> **Exercise**
List, from the lines below, each one with "TypeScript" in it.
[BEGIN Task input]
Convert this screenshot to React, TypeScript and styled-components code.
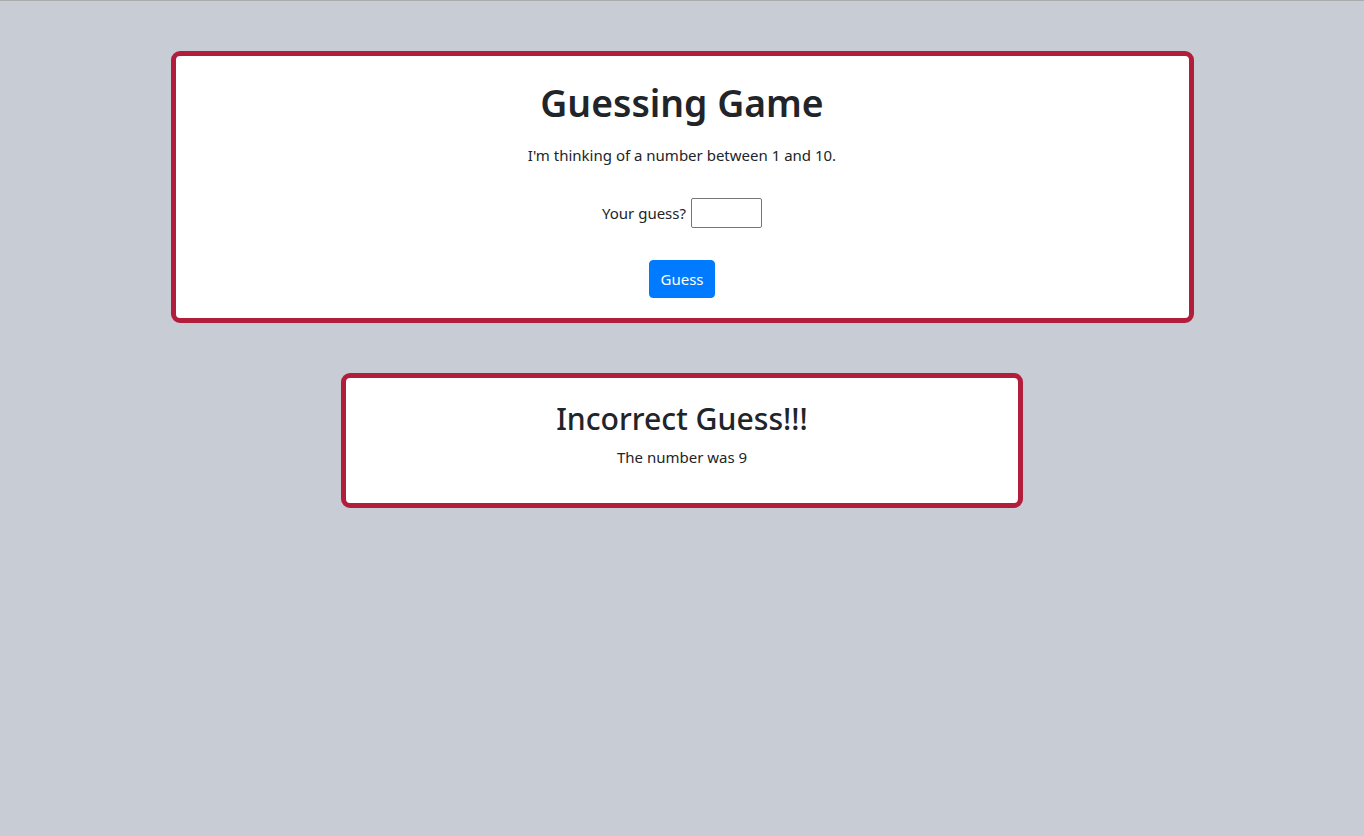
import React from 'react';
import styled, { createGlobalStyle } from 'styled-components';

const GlobalStyle = createGlobalStyle`
  html, body {
    margin: 0;
    padding: 0;
    background: #c8ccd4;
  }
  body {
    border-top: 1px solid #a9abae;
    min-height: 835px;
    font-family: 'Noto Sans', 'Open Sans', sans-serif;
    color: #212529;
    font-size: 15px;
    line-height: 1.5;
  }
`;

const Page = styled.main`
  display: flex;
  flex-direction: column;
  align-items: center;
  gap: 50px;
  padding-top: 50px;
`;

const Card = styled.section<{ $width: string }>`
  box-sizing: border-box;
  width: ${p => p.$width};
  background: #fff;
  border: 5px solid #b31d3c;
  border-radius: 9px;
  padding: 20px;
  text-align: center;
`;

const Title = styled.h1`
  margin: 3px 0 16px;
  font-size: 37.3px;
  font-weight: 600;
  line-height: 48px;
`;

const Subtitle = styled.h2`
  margin: 2px 0 7px;
  font-size: 30.2px;
  font-weight: 500;
  line-height: 38px;
`;

const Text = styled.p<{ $after?: number }>`
  margin: 0 0 ${p => p.$after ?? 0}px;
  line-height: 24px;
`;

const GuessRow = styled.label`
  display: flex;
  justify-content: center;
  align-items: center;
  gap: 5px;
  height: 30px;
  margin-top: 31px;
`;

const GuessInput = styled.input`
  box-sizing: border-box;
  width: 71px;
  height: 30px;
  border: 1px solid #767676;
  border-radius: 2px;
  background: #fff;
  font: inherit;
  padding: 2px 4px;
`;

const GuessButton = styled.button`
  margin-top: 32px;
  height: 38px;
  padding: 0 10.5px;
  border: 1px solid #007bff;
  border-radius: 4px;
  background: #007bff;
  color: #fff;
  font: inherit;
  line-height: 1.5;
  cursor: pointer;
`;

export default function App() {
  return (
    <>
      <GlobalStyle />
      <Page>
        <Card $width="75%">
          <Title>Guessing Game</Title>
          <Text>I'm thinking of a number between 1 and 10.</Text>
          <GuessRow>
            Your guess?
            <GuessInput type="text" />
          </GuessRow>
          <GuessButton>Guess</GuessButton>
        </Card>
        <Card $width="50%">
          <Subtitle>Incorrect Guess!!!</Subtitle>
          <Text $after={14}>The number was 9</Text>
        </Card>
      </Page>
    </>
  );
}
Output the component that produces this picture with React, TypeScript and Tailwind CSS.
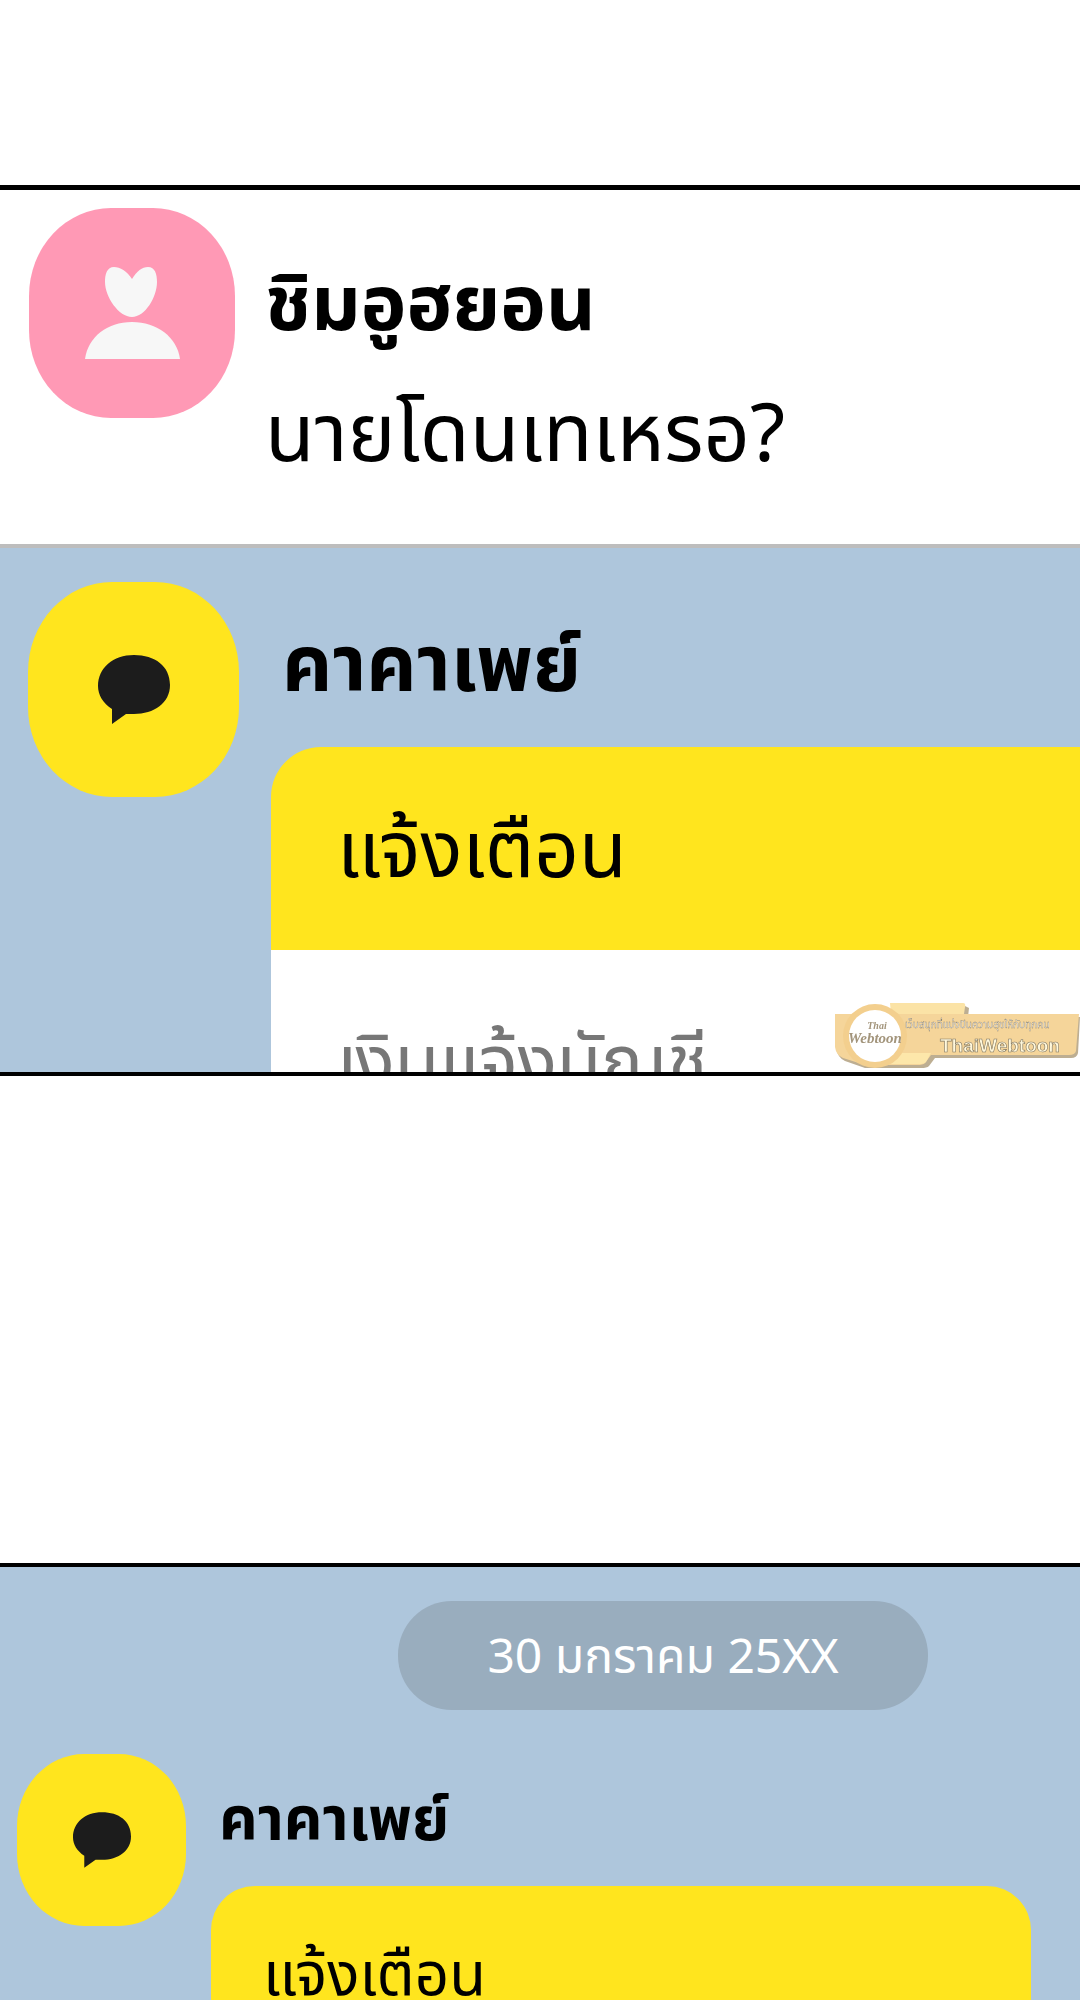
const thai = "font-['Noto_Sans_Thai','Noto_Sans','Liberation_Sans','DejaVu_Sans',sans-serif]";

function PersonIcon() {
  return (
    <svg width="95" height="92" viewBox="0 0 95 92" fill="#f7f7f7">
      <path d="M47 12C42 4 35 0 29 0C22 0 20 7 20 15C20 30 34 50 47 50C60 50 72 30 72 15C72 7 70 0 63 0C57 0 52 4 47 12Z" />
      <path d="M0 92C3 70 22 55 47 55C72 55 92 70 95 92Z" />
    </svg>
  );
}

function BubbleIcon({ className }: { className: string }) {
  return (
    <svg className={className} viewBox="0 0 72 69" fill="#1c1c1c">
      <path d="M36 0C57 0 72 11 72 30C72 48 56 59 36 59L28 59L14 69L14 54C5 48 0 40 0 31C0 13 15 0 36 0Z" />
    </svg>
  );
}

function Watermark() {
  return (
    <div className="absolute right-0 bottom-[3px] w-[245px] h-[66px] blur-[0.4px]">
      <svg width="245" height="66" viewBox="0 0 245 66">
        <path d="M58 3H130L134 5L133 14H245L243 50Q242 55 236 55H100L94 63Q92 65 86 65H30L10 58Q2 54 2 46V14H58Z" fill="#bdae92" />
        <path d="M55 0H128Q131 0 130 4L129 11H56Z" fill="#fbe3a6" />
        <path d="M0 11H244L241 48Q240 52 234 52H96L90 60Q88 62 82 62H30L8 55Q1 52 0 44Z" fill="#f5d59a" />
        <path d="M30 50H96L91 59Q89 61 84 61H34Z" fill="#fde7aa" />
        <circle cx="40" cy="33" r="32" fill="#f3cf8e" />
        <circle cx="40" cy="33" r="26" fill="#ffffff" />
        <text x="42" y="26" textAnchor="middle" fontSize="10" fontStyle="italic" fontWeight="700" fill="#a3957c" fontFamily="Liberation Serif, serif">Thai</text>
        <text x="40" y="40" textAnchor="middle" fontSize="15" fontStyle="italic" fontWeight="700" fill="#a3957c" fontFamily="Liberation Serif, serif">Webtoon</text>
        <text x="70" y="25" fontSize="10" fill="#ffffff" stroke="#7f7560" strokeWidth="0.3" fontFamily="Noto Sans Thai, Noto Sans, sans-serif">เว็บสนุกที่แบ่งปันความสุขให้กับทุกคน</text>
        <text x="105" y="49" fontSize="19" fontWeight="700" fill="#fff8dc" stroke="#7f7560" strokeWidth="0.6" fontFamily="Liberation Sans, sans-serif">ThaiWebtoon</text>
      </svg>
    </div>
  );
}

export default function App() {
  return (
    <div className={`w-[1080px] h-[2000px] overflow-hidden bg-white ${thai}`}>
      <div className="h-[185px]" />

      {/* first panel */}
      <div className="h-[359px] border-t-[5px] border-black flex pl-[29px] pt-[18px]">
        <div className="w-[206px] h-[210px] rounded-[82px/88px] bg-[#ff99b5] flex items-center justify-center">
          <PersonIcon />
        </div>
        <div className="ml-[30px] text-black">
          <p className="mt-[54px] text-[77px] leading-[90px] font-bold">ชิมอูฮยอน</p>
          <p className="mt-[39px] text-[81px] leading-[90px]">นายโดนเทเหรอ?</p>
        </div>
      </div>
      <div className="h-[4px] bg-[#bdbdbd]" />

      {/* second panel */}
      <div className="relative h-[524px] bg-[#aec6dc] overflow-hidden flex pl-[28px] pt-[34px]">
        <div className="w-[211px] h-[215px] rounded-[84px/90px] bg-[#ffe51e] flex items-center justify-center shrink-0">
          <BubbleIcon className="w-[72px] h-[69px]" />
        </div>
        <div className="ml-[32px] flex-1 min-w-0">
          <p className="ml-[11px] mt-[40px] text-[78px] leading-[90px] font-bold text-black">คาคาเพย์</p>
          <div className="mt-[35px] rounded-tl-[50px] overflow-hidden">
            <div className="h-[203px] bg-[#ffe51e] pl-[66px] pt-[61px] text-[78px] leading-[90px] text-black">แจ้งเตือน</div>
            <div className="h-[200px] bg-white pl-[66px] pt-[70px] text-[73px] leading-[90px] text-[#777777]">เงินแจ้งบัญชี</div>
          </div>
        </div>
        <Watermark />
      </div>
      <div className="h-[4px] bg-black" />

      <div className="h-[487px]" />

      {/* third panel */}
      <div className="h-[437px] border-t-[4px] border-black bg-[#aec6dc] overflow-hidden">
        <div className="mt-[34px] ml-[398px] w-[530px] h-[109px] rounded-[54px] bg-[#99adbe] pt-[7px] flex items-center justify-center text-[48px] text-white">
          30 มกราคม 25XX
        </div>
        <div className="mt-[44px] ml-[17px] flex">
          <div className="w-[169px] h-[172px] rounded-[67px/72px] bg-[#ffe51e] flex items-center justify-center shrink-0">
            <BubbleIcon className="w-[58px] h-[56px]" />
          </div>
          <div className="ml-[25px] w-[820px]">
            <p className="ml-[8px] mt-[33px] text-[60px] leading-[70px] font-bold text-black">คาคาเพย์</p>
            <div className="mt-[29px] h-[200px] rounded-t-[44px] bg-[#ffe51e] pl-[52px] pt-[56px] text-[60px] leading-[70px] text-black">แจ้งเตือน</div>
          </div>
        </div>
      </div>
    </div>
  );
}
[END Task input]
> **Solved exercise**
Convert this screenshot to React, TypeScript and styled-components code.
Output the component that produces this picture with React, TypeScript and Tailwind CSS.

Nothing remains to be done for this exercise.